[Recorded information start]

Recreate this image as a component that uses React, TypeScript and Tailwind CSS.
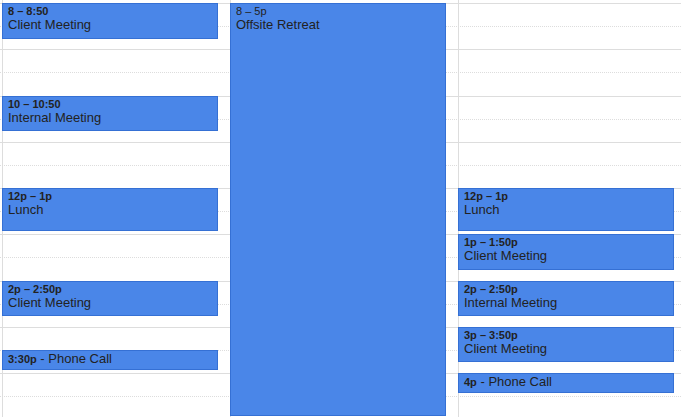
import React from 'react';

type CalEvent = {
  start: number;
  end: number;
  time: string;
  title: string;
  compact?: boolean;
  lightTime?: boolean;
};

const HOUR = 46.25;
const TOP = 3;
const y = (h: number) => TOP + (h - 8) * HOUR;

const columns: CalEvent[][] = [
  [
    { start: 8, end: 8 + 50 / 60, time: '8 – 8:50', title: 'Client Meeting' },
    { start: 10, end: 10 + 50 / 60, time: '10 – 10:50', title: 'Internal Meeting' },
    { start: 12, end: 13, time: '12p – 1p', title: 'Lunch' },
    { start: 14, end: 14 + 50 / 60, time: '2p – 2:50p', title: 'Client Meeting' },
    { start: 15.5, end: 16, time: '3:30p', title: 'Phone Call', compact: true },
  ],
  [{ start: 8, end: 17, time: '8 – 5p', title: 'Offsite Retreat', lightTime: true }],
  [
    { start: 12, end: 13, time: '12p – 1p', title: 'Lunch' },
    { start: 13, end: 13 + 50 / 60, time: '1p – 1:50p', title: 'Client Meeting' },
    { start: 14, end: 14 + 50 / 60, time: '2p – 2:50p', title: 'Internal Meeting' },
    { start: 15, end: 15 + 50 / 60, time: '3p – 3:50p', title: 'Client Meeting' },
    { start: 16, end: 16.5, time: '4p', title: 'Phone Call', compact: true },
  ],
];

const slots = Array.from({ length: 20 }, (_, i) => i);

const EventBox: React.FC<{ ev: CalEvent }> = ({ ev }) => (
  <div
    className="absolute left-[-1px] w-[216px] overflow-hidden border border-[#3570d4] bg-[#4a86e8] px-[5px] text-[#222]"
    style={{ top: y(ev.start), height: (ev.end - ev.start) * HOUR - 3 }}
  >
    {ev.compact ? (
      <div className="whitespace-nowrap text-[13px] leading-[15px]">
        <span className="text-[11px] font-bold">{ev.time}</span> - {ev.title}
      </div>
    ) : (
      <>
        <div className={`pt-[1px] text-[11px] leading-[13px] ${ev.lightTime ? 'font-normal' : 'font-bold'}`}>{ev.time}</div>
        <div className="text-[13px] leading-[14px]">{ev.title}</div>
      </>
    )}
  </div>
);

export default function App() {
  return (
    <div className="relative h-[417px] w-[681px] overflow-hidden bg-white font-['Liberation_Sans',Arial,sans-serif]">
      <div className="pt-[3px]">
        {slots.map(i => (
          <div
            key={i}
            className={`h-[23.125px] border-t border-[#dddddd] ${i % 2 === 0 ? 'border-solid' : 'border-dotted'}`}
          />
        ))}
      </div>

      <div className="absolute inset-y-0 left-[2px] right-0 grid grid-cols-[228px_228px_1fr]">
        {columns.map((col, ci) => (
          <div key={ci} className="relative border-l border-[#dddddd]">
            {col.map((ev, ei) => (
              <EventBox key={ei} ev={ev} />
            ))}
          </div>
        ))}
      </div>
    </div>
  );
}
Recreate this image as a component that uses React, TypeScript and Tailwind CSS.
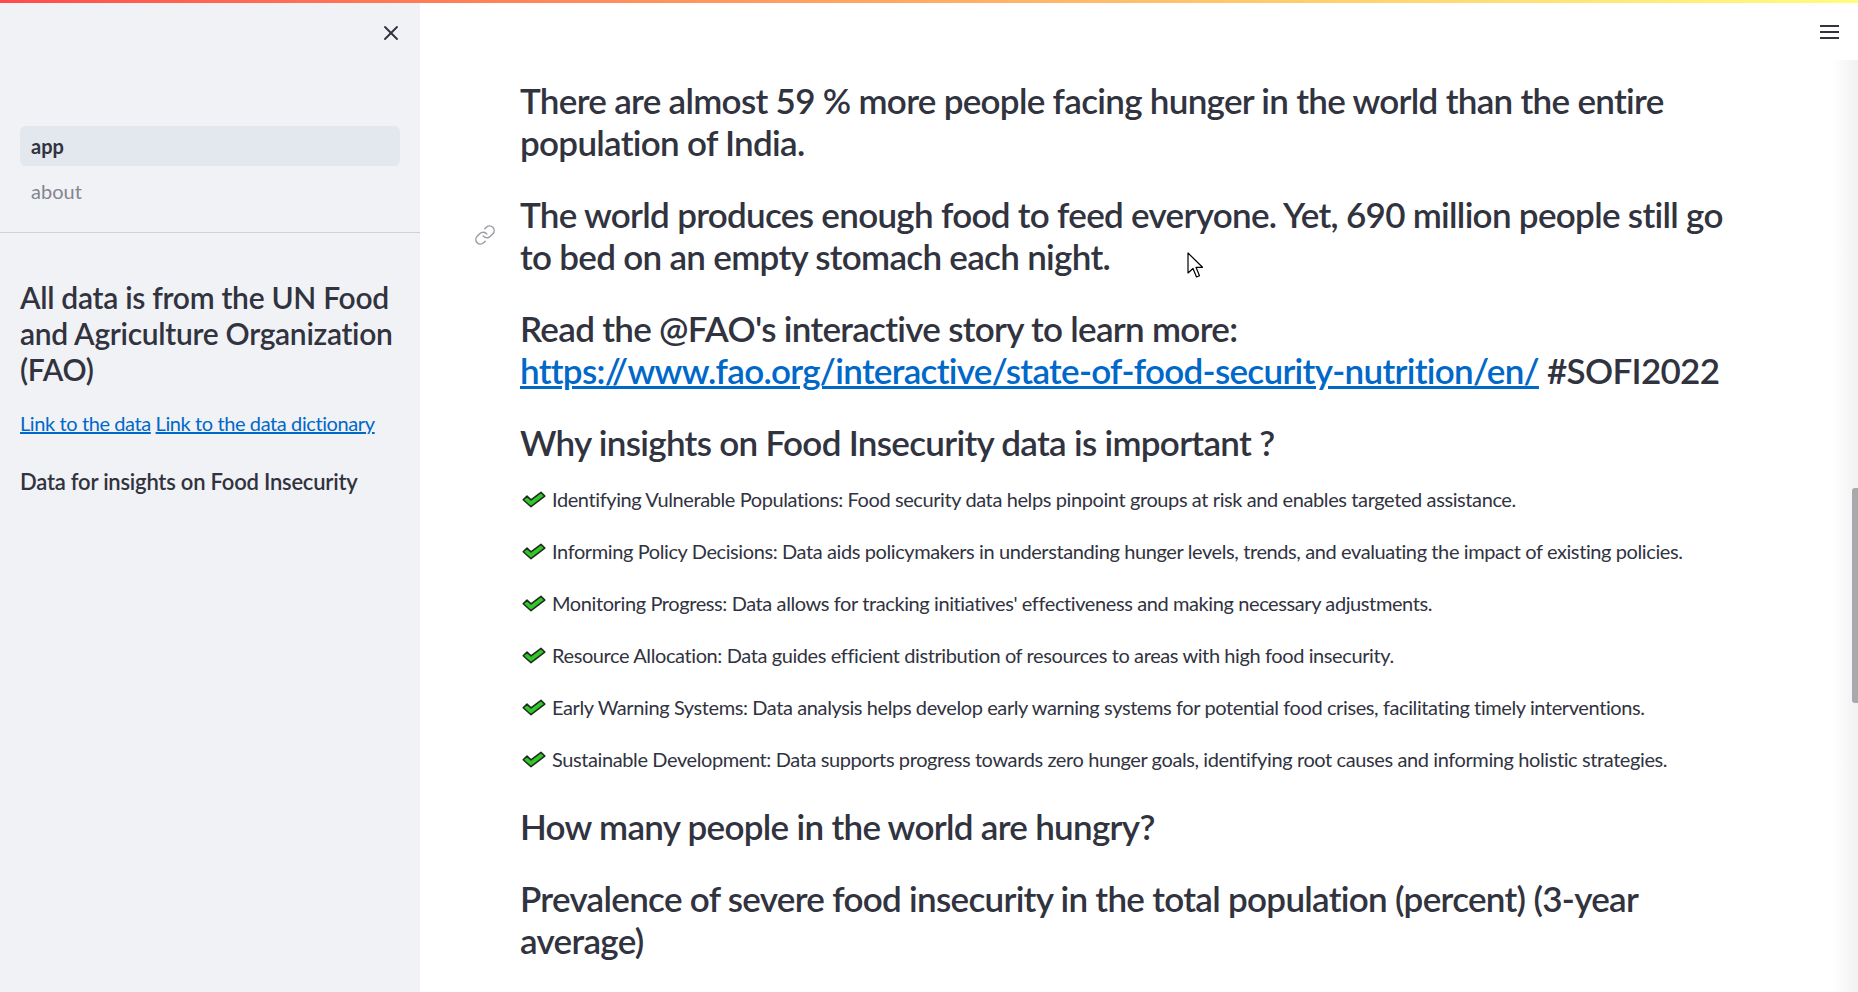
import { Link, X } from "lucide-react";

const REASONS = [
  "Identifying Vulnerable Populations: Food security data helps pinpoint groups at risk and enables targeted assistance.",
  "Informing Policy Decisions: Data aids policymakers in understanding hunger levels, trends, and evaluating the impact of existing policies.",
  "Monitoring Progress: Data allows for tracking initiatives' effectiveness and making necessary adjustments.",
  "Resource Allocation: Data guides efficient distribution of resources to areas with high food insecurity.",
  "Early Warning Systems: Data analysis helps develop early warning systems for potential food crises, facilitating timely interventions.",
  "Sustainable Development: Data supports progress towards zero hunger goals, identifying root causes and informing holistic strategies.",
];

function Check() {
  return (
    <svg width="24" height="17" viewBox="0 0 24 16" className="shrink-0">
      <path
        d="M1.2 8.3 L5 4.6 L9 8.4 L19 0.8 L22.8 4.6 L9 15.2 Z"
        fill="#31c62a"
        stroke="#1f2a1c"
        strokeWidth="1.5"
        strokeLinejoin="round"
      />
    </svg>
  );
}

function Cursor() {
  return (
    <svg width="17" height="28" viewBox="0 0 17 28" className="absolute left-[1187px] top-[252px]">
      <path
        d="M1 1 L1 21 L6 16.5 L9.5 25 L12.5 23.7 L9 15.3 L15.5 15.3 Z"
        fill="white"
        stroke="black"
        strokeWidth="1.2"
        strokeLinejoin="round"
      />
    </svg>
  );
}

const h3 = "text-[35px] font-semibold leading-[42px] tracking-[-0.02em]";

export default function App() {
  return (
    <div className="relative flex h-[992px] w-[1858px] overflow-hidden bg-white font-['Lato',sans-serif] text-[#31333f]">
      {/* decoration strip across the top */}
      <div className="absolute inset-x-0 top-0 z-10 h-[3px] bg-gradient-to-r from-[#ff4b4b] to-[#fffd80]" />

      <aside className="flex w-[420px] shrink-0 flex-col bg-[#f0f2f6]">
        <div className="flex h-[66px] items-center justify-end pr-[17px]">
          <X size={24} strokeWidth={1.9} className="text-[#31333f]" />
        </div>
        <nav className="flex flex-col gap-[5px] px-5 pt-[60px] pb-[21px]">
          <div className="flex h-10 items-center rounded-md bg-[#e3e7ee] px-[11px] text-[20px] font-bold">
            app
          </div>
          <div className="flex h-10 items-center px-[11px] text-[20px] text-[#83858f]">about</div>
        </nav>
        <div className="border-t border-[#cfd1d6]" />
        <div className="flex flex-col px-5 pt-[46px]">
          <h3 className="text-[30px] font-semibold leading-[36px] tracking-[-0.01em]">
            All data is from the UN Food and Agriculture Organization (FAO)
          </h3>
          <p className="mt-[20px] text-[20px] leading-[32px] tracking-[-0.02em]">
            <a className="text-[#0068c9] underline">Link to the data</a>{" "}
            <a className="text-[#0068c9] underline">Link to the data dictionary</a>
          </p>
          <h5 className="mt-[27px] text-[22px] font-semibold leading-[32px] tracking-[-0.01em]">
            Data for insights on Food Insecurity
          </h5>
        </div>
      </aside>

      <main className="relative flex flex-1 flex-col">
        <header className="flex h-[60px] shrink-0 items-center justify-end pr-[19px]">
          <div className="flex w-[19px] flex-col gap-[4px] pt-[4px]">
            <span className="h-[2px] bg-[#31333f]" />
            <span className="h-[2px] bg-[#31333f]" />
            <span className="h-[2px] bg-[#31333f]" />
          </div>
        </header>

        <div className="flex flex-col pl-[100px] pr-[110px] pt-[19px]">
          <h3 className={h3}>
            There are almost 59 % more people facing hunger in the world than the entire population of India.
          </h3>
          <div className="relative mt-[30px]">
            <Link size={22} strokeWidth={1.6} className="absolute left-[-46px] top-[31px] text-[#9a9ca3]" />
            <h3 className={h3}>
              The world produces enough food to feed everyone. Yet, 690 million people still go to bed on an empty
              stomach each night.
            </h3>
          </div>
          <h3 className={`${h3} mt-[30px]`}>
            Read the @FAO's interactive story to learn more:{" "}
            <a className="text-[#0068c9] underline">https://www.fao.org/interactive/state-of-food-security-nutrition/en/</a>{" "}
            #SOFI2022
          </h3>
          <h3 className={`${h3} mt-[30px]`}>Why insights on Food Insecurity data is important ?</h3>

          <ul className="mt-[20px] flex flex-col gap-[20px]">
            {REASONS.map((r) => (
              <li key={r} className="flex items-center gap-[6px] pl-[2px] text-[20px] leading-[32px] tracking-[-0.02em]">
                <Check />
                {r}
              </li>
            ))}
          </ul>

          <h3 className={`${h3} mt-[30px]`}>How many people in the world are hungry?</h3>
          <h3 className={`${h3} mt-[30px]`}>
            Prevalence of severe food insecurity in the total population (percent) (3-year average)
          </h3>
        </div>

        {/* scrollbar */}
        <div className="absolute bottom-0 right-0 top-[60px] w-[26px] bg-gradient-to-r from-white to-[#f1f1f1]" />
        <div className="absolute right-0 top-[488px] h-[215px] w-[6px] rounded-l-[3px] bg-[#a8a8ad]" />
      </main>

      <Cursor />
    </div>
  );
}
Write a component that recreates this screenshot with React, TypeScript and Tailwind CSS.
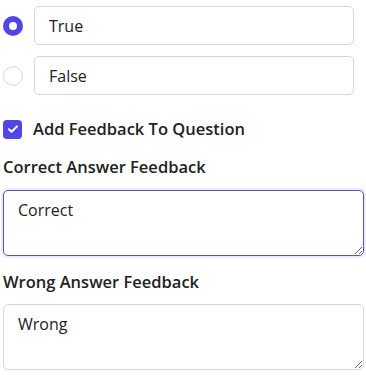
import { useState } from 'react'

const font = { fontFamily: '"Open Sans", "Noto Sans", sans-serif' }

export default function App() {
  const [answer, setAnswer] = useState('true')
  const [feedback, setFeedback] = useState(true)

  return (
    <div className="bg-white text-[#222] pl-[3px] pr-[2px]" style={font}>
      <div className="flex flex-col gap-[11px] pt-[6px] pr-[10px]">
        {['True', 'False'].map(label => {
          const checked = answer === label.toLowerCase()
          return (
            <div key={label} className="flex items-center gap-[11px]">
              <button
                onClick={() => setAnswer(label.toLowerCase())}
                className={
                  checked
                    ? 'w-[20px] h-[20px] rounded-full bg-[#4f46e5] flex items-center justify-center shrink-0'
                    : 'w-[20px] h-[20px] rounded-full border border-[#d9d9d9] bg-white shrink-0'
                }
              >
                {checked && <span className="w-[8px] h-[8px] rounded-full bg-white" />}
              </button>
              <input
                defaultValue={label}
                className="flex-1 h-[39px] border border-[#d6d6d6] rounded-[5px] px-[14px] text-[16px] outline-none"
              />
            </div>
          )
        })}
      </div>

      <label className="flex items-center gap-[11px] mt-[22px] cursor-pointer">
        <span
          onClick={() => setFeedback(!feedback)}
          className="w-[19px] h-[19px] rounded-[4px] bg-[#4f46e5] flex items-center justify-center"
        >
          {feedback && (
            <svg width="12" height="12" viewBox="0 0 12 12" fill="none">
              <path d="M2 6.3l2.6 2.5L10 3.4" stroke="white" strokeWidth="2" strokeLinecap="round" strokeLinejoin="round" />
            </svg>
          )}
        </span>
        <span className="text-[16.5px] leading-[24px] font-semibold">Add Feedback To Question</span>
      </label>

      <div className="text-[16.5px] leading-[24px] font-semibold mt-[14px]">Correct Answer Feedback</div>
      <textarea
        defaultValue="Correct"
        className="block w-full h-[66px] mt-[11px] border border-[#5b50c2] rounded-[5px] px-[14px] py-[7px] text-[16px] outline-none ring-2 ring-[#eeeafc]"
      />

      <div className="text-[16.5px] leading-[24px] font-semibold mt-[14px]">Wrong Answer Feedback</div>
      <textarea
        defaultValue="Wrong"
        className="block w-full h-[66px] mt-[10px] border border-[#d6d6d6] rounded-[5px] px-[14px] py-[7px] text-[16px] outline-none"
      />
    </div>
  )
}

[Recorded information end]

## Exercise objective
Repeat, with no pictures, each line from the beginning of the data through the line containing "const y = (h: number)", inclusive.

## Exercise result
Recreate this image as a component that uses React, TypeScript and Tailwind CSS.
import React from 'react';

type CalEvent = {
  start: number;
  end: number;
  time: string;
  title: string;
  compact?: boolean;
  lightTime?: boolean;
};

const HOUR = 46.25;
const TOP = 3;
const y = (h: number) => TOP + (h - 8) * HOUR;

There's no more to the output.